What I can tell readers is exactly what I told them yesterday. There is a lot more to say, in detail, about the things that we have learned as a nation, as an Military, as an Army and as counterinsurgents about what we are doing in Afghanistan. At this point in the conflict, a decision has to be made. The public is playing a role in that decision. We are only as agile and strong as our slowest and least agile member, and once again the public is proving to be that weak sister. They do have influence, and they are exerting a negative influence at a critical moment. It’s as if the public were suddenly pressuring FDR to pull out of the Pacific in WW-II, urged by “thinkers” who prognosticate (mostly from civilian standpoints) that “island hopping” is a failed strategy.
It’s not all their fault. The public is like a crop of mushrooms; they are kept in the dark and fed fecal matter. The organizations whose jobs are to inform the public, the press and the rest of the mainstream media, cannot be relied upon to provide anything close to an accurate picture of the conflict or the conditions which result in an insurgency in a formerly failed state struggling to become a real nation. There is plenty of truth out there, but the major networks and news organizations will never present it. No one is painting anything like a complete picture of the situation on the ground here or the things being done to resolve issues.
General McChrystal is right; putting people in harm’s way needs to be thought through. He has done his thinking. It takes courage to face fire, but it takes another kind of courage to tell young Soldiers and Marines to go and face that fire. We need leaders with courage. They may not face the pain of a bullet’s strike, but they face another kind of pain. They need to to have the courage to face that pain. Leaders without courage are less than useful at a time like this. Those who advocate using “surgical” techniques in place of such risks are not demonstrating the kind of courageous leadership that is needed in such “interesting times.”
Al Qaeda and the Taliban are counting on just that trait. They are counting… betting their futures… on our less than positive national traits to come bleeding through the “colors that don’t run.” Those “colors that don’t run” are what we see. Many others see a purplish-pinkish smear that has all run together, because in their appraisal, those colors have run plenty.
We are judged by friend and foe by what we do, not what we say. Our colors are beginning to run as the people of the United States begin to listen to the wheezing fat kid in the backs of their skulls in growing numbers. We see the polls over here. The President sees the polls and his judgment is more affected by them than many previous Presidents. Some applaud that condition. I ask for courageous leadership to be shown here. If the weaker strands begin to fail, then the leadership need even more courage to make the decisions that will demonstrate that our word means something. It’s not a pride issue; it’s a trust issue. We have not proven ourselves trustworthy. We must prove that we have learned that once we begin a project, especially one of this magnitude, all excuses as to why it’s okay to quit and walk away only sway our own minds, not those of the rest of the world. Respect for our word is as important in the world as it is when you walk into a bank asking for a loan and they point out that you defaulted on your house. You wish that they would ignore that, but they won’t.

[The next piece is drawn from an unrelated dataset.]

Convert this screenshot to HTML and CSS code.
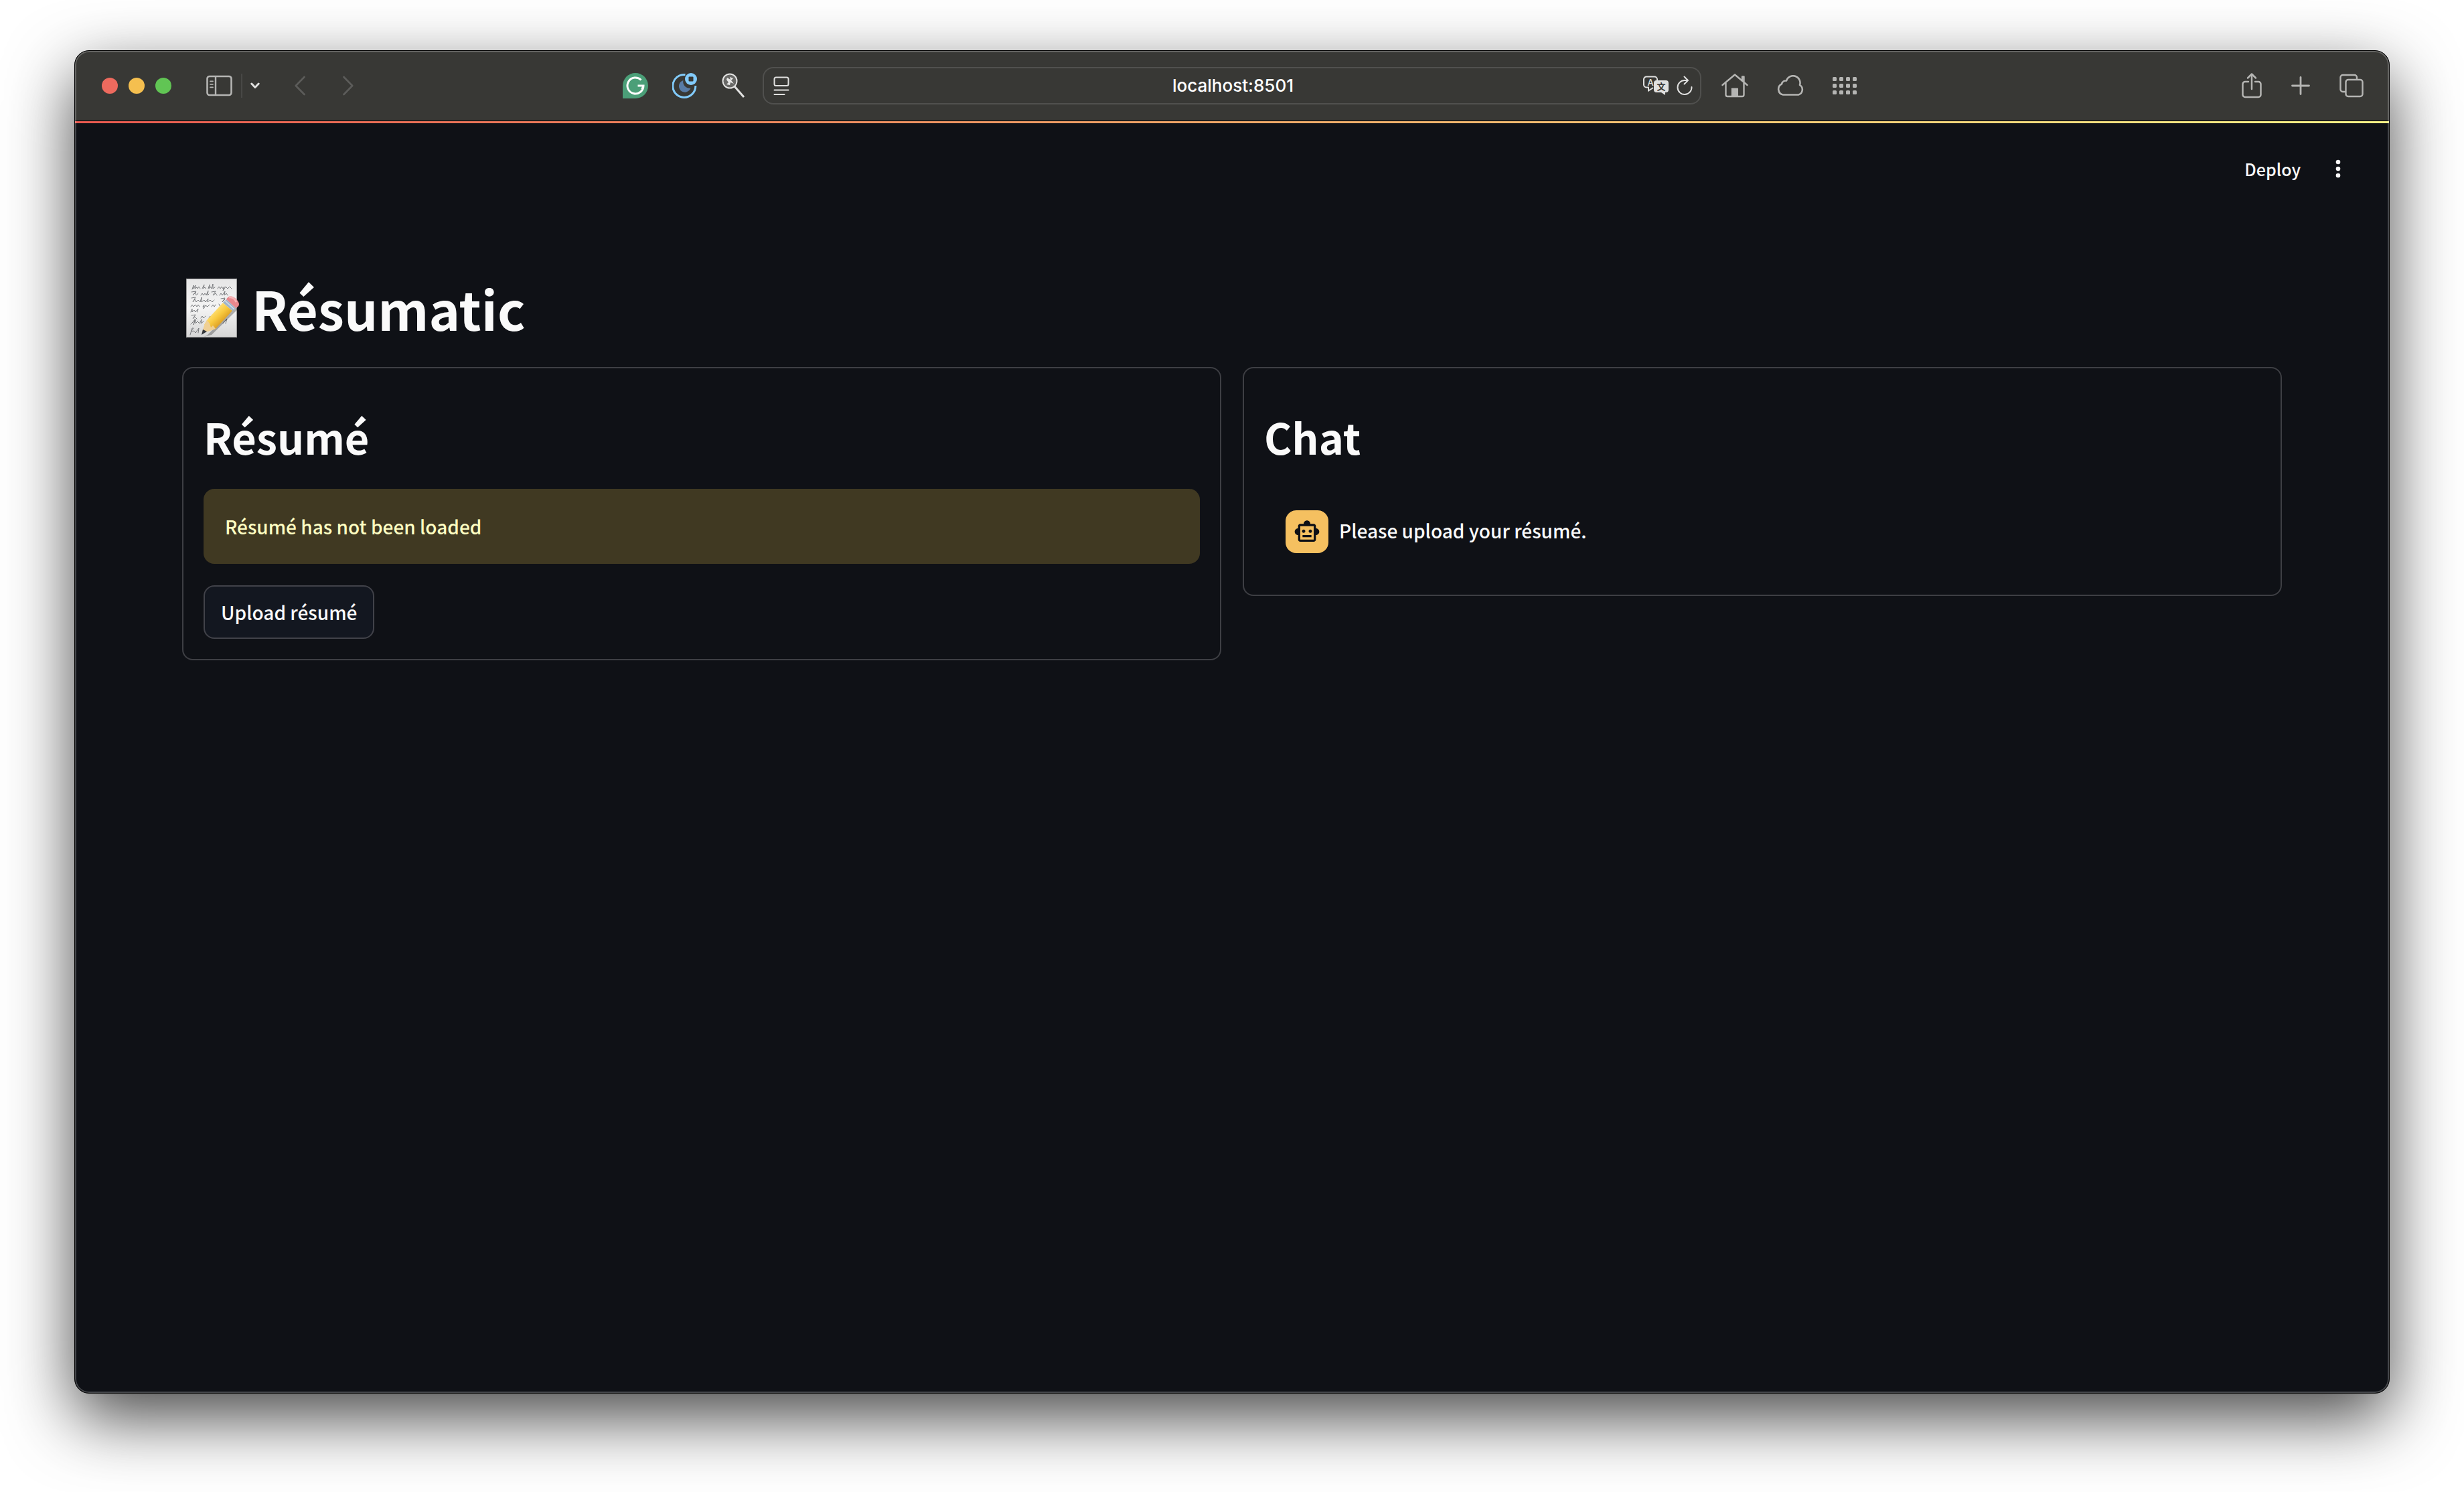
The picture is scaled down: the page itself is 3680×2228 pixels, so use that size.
FILE: index.html
```html
<!DOCTYPE html>
<html lang="en">
<head>
<meta charset="utf-8">
<title>Résumatic</title>
<meta name="viewport" content="width=device-width, initial-scale=1">
<link rel="stylesheet" href="styles.css">
</head>
<body>
<div class="window">
  <header class="toolbar">
    <div class="toolbar-side">
      <div class="lights">
        <button class="light light-close" aria-label="Close"></button>
        <button class="light light-minimise" aria-label="Minimise"></button>
        <button class="light light-zoom" aria-label="Zoom"></button>
      </div>
      <div class="sidebar-tools">
        <button class="tool" aria-label="Sidebar"><svg width="40" height="32" viewBox="0 0 40 32" fill="none" stroke="currentColor"><rect x="1.5" y="2" width="36" height="28" rx="3.5" stroke-width="2.6"/><path d="M14 2v28" stroke-width="2.4"/><path d="M6 9.300h4M6 13.800h4M6 18.300h4" stroke-width="1.800" stroke-linecap="round"/></svg></button>
        <span class="divider"></span>
        <button class="tool tool-bright" aria-label="Tab groups"><svg width="14" height="10" viewBox="0 0 14 10" fill="none" stroke="currentColor" stroke-width="3" stroke-linecap="round" stroke-linejoin="round"><path d="M1.800 2L7 7.500L12.200 2"/></svg></button>
      </div>
      <nav class="history" aria-label="History">
        <button class="tool" aria-label="Back" disabled><svg width="16" height="30" viewBox="0 0 16 30" fill="none" stroke="currentColor" stroke-width="2.600" stroke-linecap="round" stroke-linejoin="round"><path d="M14.500 2L1.800 15L14.500 28"/></svg></button>
        <button class="tool" aria-label="Forward" disabled><svg width="16" height="30" viewBox="0 0 16 30" fill="none" stroke="currentColor" stroke-width="2.600" stroke-linecap="round" stroke-linejoin="round"><path d="M1.500 2L14.200 15L1.500 28"/></svg></button>
      </nav>
      <div class="extensions">
        <button class="tool" aria-label="Writing assistant"><svg width="38" height="38" viewBox="0 0 38 38"><path d="M19 0a19 19 0 1 1 0 38H0V19A19 19 0 0 1 19 0z" fill="#4b9f78"/><path d="M27.500 10.500A12 12 0 1 0 31 19H22.500" fill="none" stroke="#fff" stroke-width="3"/><path d="M31 19l-2.500 5" stroke="#fff" stroke-width="2.600"/></svg></button>
        <button class="tool" aria-label="Dark mode"><svg width="38" height="38" viewBox="0 0 38 38"><path d="M19.500 2.500A17 17 0 1 0 34.800 19" fill="none" stroke="#82cbfb" stroke-width="3"/><path d="M16.500 11A9 9 0 1 0 27.500 22.500A9.500 9.500 0 0 1 16.500 11z" fill="#587ba6"/><circle cx="28" cy="9" r="9" fill="#82cbfb"/><rect x="24.500" y="5.500" width="7" height="7" rx="1" fill="#383835"/></svg></button>
        <button class="tool" aria-label="Inspect"><svg width="36" height="38" viewBox="0 0 36 38"><path d="M19 20L33 36" stroke="#e2e2e1" stroke-width="3"/><circle cx="12" cy="12" r="10.500" fill="#686866" stroke="#e2e2e1" stroke-width="2"/><path d="M8 7l5 3-1-4 5 2-3 3 4 5-5-2-1 4-5-1 3-3-3-4z" fill="#e8e8e7"/></svg></button>
      </div>
    </div>

    <div class="address">
      <button class="tool tool-bright" aria-label="Page menu"><svg width="24" height="28" viewBox="0 0 24 28" fill="none" stroke="currentColor" stroke-width="2" stroke-linecap="round"><rect x="1.500" y="1.500" width="21" height="12.500" rx="2.500"/><path d="M1.500 20.500h21M1.500 27h15"/></svg></button>
      <input class="address-input" type="text" value="localhost:8501" aria-label="Address">
      <div class="address-tools">
        <button class="tool tool-bright" aria-label="Translate"><svg width="38" height="30" viewBox="0 0 38 30"><path d="M15 18l-7 4.500V17.500H5A4 4 0 0 1 1 13.500V5.500A4 4 0 0 1 5 1.500H17A4 4 0 0 1 21 5.500V8" fill="none" stroke="currentColor" stroke-width="2"/><path d="M20 7H34a4 4 0 0 1 4 4v10a4 4 0 0 1-4 4H33v4l-6-4H20a4 4 0 0 1-4-4V11a4 4 0 0 1 4-4z" fill="currentColor"/><text class="glyph-latin" x="11" y="14.500" text-anchor="middle">A</text><text class="glyph-han" x="27" y="20.500" text-anchor="middle">文</text></svg></button>
        <button class="tool tool-bright" aria-label="Reload"><svg width="24" height="30" viewBox="0 0 24 30" fill="none" stroke="currentColor" stroke-width="2" stroke-linecap="round" stroke-linejoin="round"><path d="M22.500 17A10.500 10.500 0 1 1 12 7H16.500M11.500 1.500L17 7L11.500 12.500"/></svg></button>
      </div>
    </div>

    <div class="toolbar-side toolbar-side-right">
      <div class="page-tools">
        <button class="tool" aria-label="Home"><svg width="40" height="38" viewBox="0 0 40 38" fill="none" stroke="currentColor" stroke-width="2.400" stroke-linecap="round" stroke-linejoin="round"><path d="M1.500 18L20 2.500L38.500 18M6.500 15V32.500A2.500 2.500 0 0 0 9 35H31A2.500 2.500 0 0 0 33.500 32.500V15M31 11V5.500H33.500V13"/><path d="M15.500 23H24.500V35H15.500z" fill="currentColor" stroke-width="1"/></svg></button>
        <button class="tool" aria-label="iCloud tabs"><svg width="42" height="32" viewBox="0 0 42 32" fill="none" stroke="currentColor" stroke-width="2.600" stroke-linejoin="round"><path d="M10 29.500A8.500 8.500 0 0 1 8 13.500A6.500 6.500 0 0 1 15 8.500A10.500 10.500 0 0 1 35 15A8 8 0 0 1 33 29.500z"/></svg></button>
        <button class="tool" aria-label="Start page"><svg width="36" height="26" viewBox="0 0 36 26" fill="currentColor"><rect width="6" height="6" rx="1.500"/><rect x="10" width="6" height="6" rx="1.500"/><rect x="20" width="6" height="6" rx="1.500"/><rect x="30" width="6" height="6" rx="1.500"/><rect y="10" width="6" height="6" rx="1.500"/><rect x="10" y="10" width="6" height="6" rx="1.500"/><rect x="20" y="10" width="6" height="6" rx="1.500"/><rect x="30" y="10" width="6" height="6" rx="1.500"/><rect y="20" width="6" height="6" rx="1.500"/><rect x="10" y="20" width="6" height="6" rx="1.500"/><rect x="20" y="20" width="6" height="6" rx="1.500"/><rect x="30" y="20" width="6" height="6" rx="1.500"/></svg></button>
      </div>
      <div class="window-tools">
        <button class="tool" aria-label="Share"><svg width="30" height="40" viewBox="0 0 30 40" fill="none" stroke="currentColor" stroke-width="2.500" stroke-linecap="round" stroke-linejoin="round"><path d="M10 14H5A3.500 3.500 0 0 0 1.500 17.500V33.500A3.500 3.500 0 0 0 5 37H25A3.500 3.500 0 0 0 28.500 33.500V17.500A3.500 3.500 0 0 0 25 14H20M15 25V2.500M9 8.500L15 2.500L21 8.500"/></svg></button>
        <button class="tool" aria-label="New tab"><svg width="28" height="28" viewBox="0 0 28 28" fill="none" stroke="currentColor" stroke-width="2.800" stroke-linecap="round"><path d="M14 1.500V26.500M1.500 14H26.500"/></svg></button>
        <button class="tool" aria-label="Tab overview"><svg width="36" height="36" viewBox="0 0 36 36" fill="none" stroke="currentColor" stroke-width="2.400" stroke-linejoin="round"><rect x="9.500" y="9" width="25" height="25" rx="3.500"/><path d="M9.500 27H5A3.500 3.500 0 0 1 1.500 23.500V5.500A3.500 3.500 0 0 1 5 2H22.500A3.500 3.500 0 0 1 26 5.500V9"/></svg></button>
      </div>
    </div>
  </header>

  <div class="page">
    <div class="app-bar">
      <button class="app-button">Deploy</button>
      <button class="app-button" aria-label="Main menu"><svg width="8" height="28" viewBox="0 0 8 28" fill="currentColor"><circle cx="4" cy="4" r="3.300"/><circle cx="4" cy="14" r="3.300"/><circle cx="4" cy="24" r="3.300"/></svg></button>
    </div>

    <main class="content">
      <h1 class="title">
        <svg class="memo" viewBox="-6 0 104 88" aria-hidden="true">
          <defs>
            <linearGradient id="paper" x1="0" y1="0" x2="0" y2="1"><stop offset="0" stop-color="#e6e6e6"/><stop offset=".5" stop-color="#f4f4f4"/><stop offset="1" stop-color="#d6d6d6"/></linearGradient>
            <linearGradient id="shaft" x1="0" y1="0" x2="1" y2="1"><stop offset=".3" stop-color="#ffe27a"/><stop offset=".5" stop-color="#f8c93f"/><stop offset=".72" stop-color="#d99a20"/></linearGradient>
          </defs>
          <rect x=".5" y=".5" width="75" height="87" fill="url(#paper)" stroke="#9a9a9a"/>
          <g fill="none" stroke="#77797c" stroke-width="1" stroke-linecap="round" stroke-linejoin="round">
            <path d="M9 16l2-6 0 5 3-5-1 5 3-2 1 2 2-3 2 3M24 15l3-6-1 6 2-2 1 2M33 15l2-6-1 6 2-3 2 3 2-7 0 7 3-2M47 15l2-3 2 3 2-3 2 3 2-3-2 6 4-6 3 3 3-3 3 3"/>
            <path d="M8 20l7-1-5 6 4-5 1 5 3-3M22 25l2-3 2 3 2-3 2 3 3-7-1 7 2-2M38 20l6-1-4 6 4-3 2 3M50 25l2-3 2 3 4-6-1 6 3-3 2 3"/>
            <path d="M8 29l6-1-4 7 3-4 2 4 3-3 3 3 2-7 0 7 4-3 2 3 4-5-1 5 4-3 3 3 3-3M52 30l6-1-4 6 4-4"/>
            <path d="M7 42l2-3 2 3 3-3 2 3 2-3 2 3M25 42l2-3-1 6 3-5 3 2 3-3M38 42l2-3 2 3 2-3M49 38l2 4"/>
            <path d="M7 50l2-5 0 5 3-3 2 3 4-5-1 5"/>
            <path d="M8 55l6-1-4 6 3-3 3 3M22 59l2-3 2 3 3-3M34 59l2-3 2 3"/>
            <path d="M7 68l3-3 3-4-2 8 3-8 0 6 3-3 3 3 3-6-1 6 4-3"/>
            <path d="M6 84l3-10 2 0-4 5 4-1 3 3 2-3 3-4-1 7M55 67l2-3 4-4-2 7"/>
          </g>
          <path d="M31 85L73 43l5 2-40 39-12 3z" fill="#000" opacity=".28"/>
          <path d="M55 36L69 48L43 76L27 69L31 62z" fill="url(#shaft)"/>
          <path d="M31 62L27 70L24 80L33 79L44 75L40 70L37 73L35 67z" fill="#efcf94"/>
          <path d="M25 76L23 84L31 79z" fill="#33363a"/>
          <path d="M55 36L60 31L74 44L69 48z" fill="#9fb4ca"/>
          <path d="M58 33L72 46" stroke="#d3dfe9" stroke-width="1.500"/>
          <path d="M60 31C63 25 70 25 75 31C80 36 81 41 74 44z" fill="#e8878d"/>
          <path d="M64 28C69 27 73 31 75 35" fill="none" stroke="#f6b4b5" stroke-width="3"/>
        </svg>
        <span>Résumatic</span>
      </h1>

      <div class="columns">
        <section class="card">
          <h2 class="card-title">Résumé</h2>
          <div class="alert" role="alert">Résumé has not been loaded</div>
          <button class="upload">Upload résumé</button>
        </section>
        <section class="card">
          <h2 class="card-title">Chat</h2>
          <div class="message">
            <span class="avatar"><svg width="40" height="40" viewBox="0 0 24 24" fill="currentColor" aria-hidden="true"><path d="M20 9V7c0-1.100-.9-2-2-2h-3c0-1.660-1.340-3-3-3S9 3.340 9 5H6c-1.100 0-2 .9-2 2v2c-1.660 0-3 1.340-3 3s1.340 3 3 3v4c0 1.100.9 2 2 2h12c1.100 0 2-.9 2-2v-4c1.660 0 3-1.340 3-3s-1.340-3-3-3zm-2 10H6V7h12v12zm-9-6c-.83 0-1.500-.67-1.500-1.500S8.170 10 9 10s1.500.67 1.500 1.500S9.830 13 9 13zm7.500-1.500c0 .83-.67 1.500-1.500 1.500s-1.500-.67-1.500-1.500.67-1.500 1.500-1.500 1.500.67 1.500 1.500zM8 15h8v2H8v-2z"/></svg></span>
            <p class="message-text">Please upload your résumé.</p>
          </div>
        </section>
      </div>
    </main>
  </div>
</div>
</body>
</html>
```

FILE: styles.css
```css
* {
  box-sizing: border-box;
}

body {
  display: flex;
  min-height: 100vh;
  margin: 0;
  padding: 75px 111px 147px;
  background: #fff;
  color: #fafafa;
  font-family: "Noto Sans CJK SC", "Noto Sans", sans-serif;
  font-size: 28px;
  font-weight: 500;
  line-height: 48px;
}

button,
input {
  margin: 0;
  padding: 0;
  border: 0;
  background: none;
  color: inherit;
  font: inherit;
}

svg {
  display: block;
}

/* Browser window */

.window {
  position: relative;
  display: flex;
  flex: 1;
  flex-direction: column;
  overflow: hidden;
  border: 1px solid #000;
  border-radius: 22px;
  background: #0f1116;
  box-shadow: 0 36px 100px rgba(0, 0, 0, 0.72);
}

/* Light rim over the window's inner edge */
.window::after {
  content: "";
  position: absolute;
  inset: 0;
  border: 2px solid rgba(255, 255, 255, 0.22);
  border-radius: 21px;
  pointer-events: none;
}

.toolbar {
  display: grid;
  grid-template-columns: 1fr minmax(400px, 1402px) 1fr;
  align-items: center;
  height: 105px;
  border-bottom: 1px solid #000;
  background: #383835;
}

.toolbar-side {
  display: flex;
  align-items: center;
  padding: 0 25px 0 40px;
}

.toolbar-side-right {
  justify-content: space-between;
  padding: 0 38px 0 30px;
}

.lights {
  display: flex;
  gap: 16px;
}

.light {
  width: 24px;
  height: 24px;
  border-radius: 50%;
}

.light-close {
  background: #ed6a5e;
}

.light-minimise {
  background: #f5bf4f;
}

.light-zoom {
  background: #61c554;
}

.tool {
  color: #b5b5b3;
}

.tool:disabled {
  color: #5c5c5a;
}

.tool-bright {
  color: #e0e0df;
}

.sidebar-tools {
  display: flex;
  align-items: center;
  gap: 12px;
  margin-left: 52px;
}

.divider {
  width: 2px;
  height: 36px;
  background: #484846;
}

.history {
  display: flex;
  gap: 56px;
  margin-left: 52px;
}

.extensions {
  display: flex;
  align-items: center;
  gap: 36px;
  margin-left: auto;
}

.address {
  display: flex;
  align-items: center;
  justify-content: space-between;
  height: 56px;
  padding: 0 11px 0 14px;
  border: 2px solid #50504e;
  border-radius: 16px;
}

.address-input {
  flex: 1;
  min-width: 0;
  padding-left: 50px;
  color: #fff;
  font-family: Inter, "Liberation Sans", sans-serif;
  font-size: 26px;
  line-height: 32px;
  text-align: center;
}

.address-tools {
  display: flex;
  gap: 12px;
}

.glyph-latin {
  fill: currentColor;
  font-family: Inter, sans-serif;
  font-size: 13px;
}

.glyph-han {
  fill: #383835;
  font-size: 13px;
  font-weight: 700;
}

.page-tools,
.window-tools {
  display: flex;
  align-items: center;
  gap: 44px;
}

.page-tools {
  gap: 42px;
}

/* App */

.page {
  flex: 1;
}

.page::before {
  content: "";
  display: block;
  height: 3px;
  background: linear-gradient(90deg, #ea5a50, #f0a868 50%, #f9f387);
}

.app-bar {
  display: flex;
  align-items: center;
  justify-content: flex-end;
  gap: 52px;
  height: 136px;
  padding: 0 72px;
}

.app-button {
  font-size: 25px;
}

.content {
  padding: 96px 160px;
}

.title {
  display: flex;
  margin: 0 0 44px;
  font-size: 79px;
  font-weight: 700;
  line-height: 88px;
}

.memo {
  width: 104px;
  height: 88px;
}

.columns {
  display: grid;
  grid-template-columns: 1fr 1fr;
  align-items: start;
  gap: 32px;
}

.card {
  display: flex;
  flex-direction: column;
  align-items: flex-start;
  gap: 32px;
  padding: 30px;
  border: 2px solid #3e3f44;
  border-radius: 16px;
}

.card-title {
  margin: 0;
  padding: 32px 0 6px;
  font-size: 63px;
  font-weight: 600;
  line-height: 80px;
}

.alert {
  align-self: stretch;
  padding: 32px;
  border-radius: 16px;
  background: #403922;
  color: #ffffc2;
}

.upload {
  height: 80px;
  padding: 0 24px;
  border: 2px solid #414249;
  border-radius: 16px;
  background: #131720;
}

.message {
  display: flex;
  gap: 16px;
  padding: 32px;
}

.avatar {
  display: grid;
  place-items: center;
  width: 64px;
  height: 64px;
  border-radius: 16px;
  background: #f5c060;
  color: #0f1116;
}

.message-text {
  margin: 0;
  padding: 6px 0 10px;
}
```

The rest of the world won’t ignore it, either. And out here, seven years is like ten minutes. That default doesn’t roll off of our credit report so easily. We can explain and explain why it’s not our fault, but the default on Vietnam will not go away until we have shown that we have learned the real lessons of that conflict. Not living up to our word is only one lesson we didn’t learn. If you read the rest of the assessment, you will find that a lot of lessons have been learned. Just as the new captain goes to turn the ship, everyone wants to man the lifeboats.
I stand shaking my head.
Perhaps I need more faith in the American people just like they need more faith in the unproven General and the behaviors he is enforcing here. Perhaps I need to have faith in the leadership who seems to waver, that there is real courage there inside, the kind of courage to face pain and risk loss. Perhaps there is greater understanding that refusing that pain and protecting the self is not smart, it’s failure. Perhaps there is broad understanding that another mark in the “L” column brands that “L” on the forehead of every American, just as the stain has not completely faded from the last failure.
In the meantime, there is a decision to be made. Ultimately, it falls on the shoulders of one man who desperately sought that mantle and now wears it. I would expect General McChrystal to say nothing else but what he said to the Times. He has cleared the path for courage to be shown, for our good faith and credit to continue to build. There are many who would cheer our failure, who plead for cowardice. Cowards have latched onto the words, “mission creep” that the President uttered this past weekend. They continue to pressure the President to turn from the hard, exhausting and painful; to embrace the softer, easier path to ruined credit. The President sees, on one hand, a General with a realistic appraisal of a tough situation and a plan to overcome the difficulties, but not without pain. On the other hand he sees the throng with icepacks on their heads, their feet clean of the dust of the ancient land, pleading for him to take that easy path to promised ice cream, to turn from responsibility.
A turning point is reached; the jumping off place. Tension builds as the one man who has taken on the mantle of leadership ponders our course as a nation and the letter we will all wear for decades. The General has spoken and stands waiting. The voices of the icepack-adorned throng grow shrill and strident, wailing and pleading for a man to ease their suffering by turning tail and fleeing from the pain. Advisers with plans of their own beg for the ear, promising less pain and offering mythic Rambos and robots to solve all of his woes, minimizing his pain while giving the illusion of commitment. Still, in the end, one man decides. Courage or cowardice? Risk or safety? Sweat or ice cream? Keep the national word or default and blame the previous signatory, convincing himself that the rest of the world cares who gave our national bond for it to be broken later? In this moment we either continue to redefine our national character or we admit that our weak character was not an anomaly but who we really are. It is now up to one man who sought that responsibility.
We, embroiled in the dust, each fighting in his or her own way, can only watch as our future history is formed before our eyes, our voices gelled into only one man who speaks for us all to the President.
I wouldn’t have expected for him to say, in this moment in time, anything else.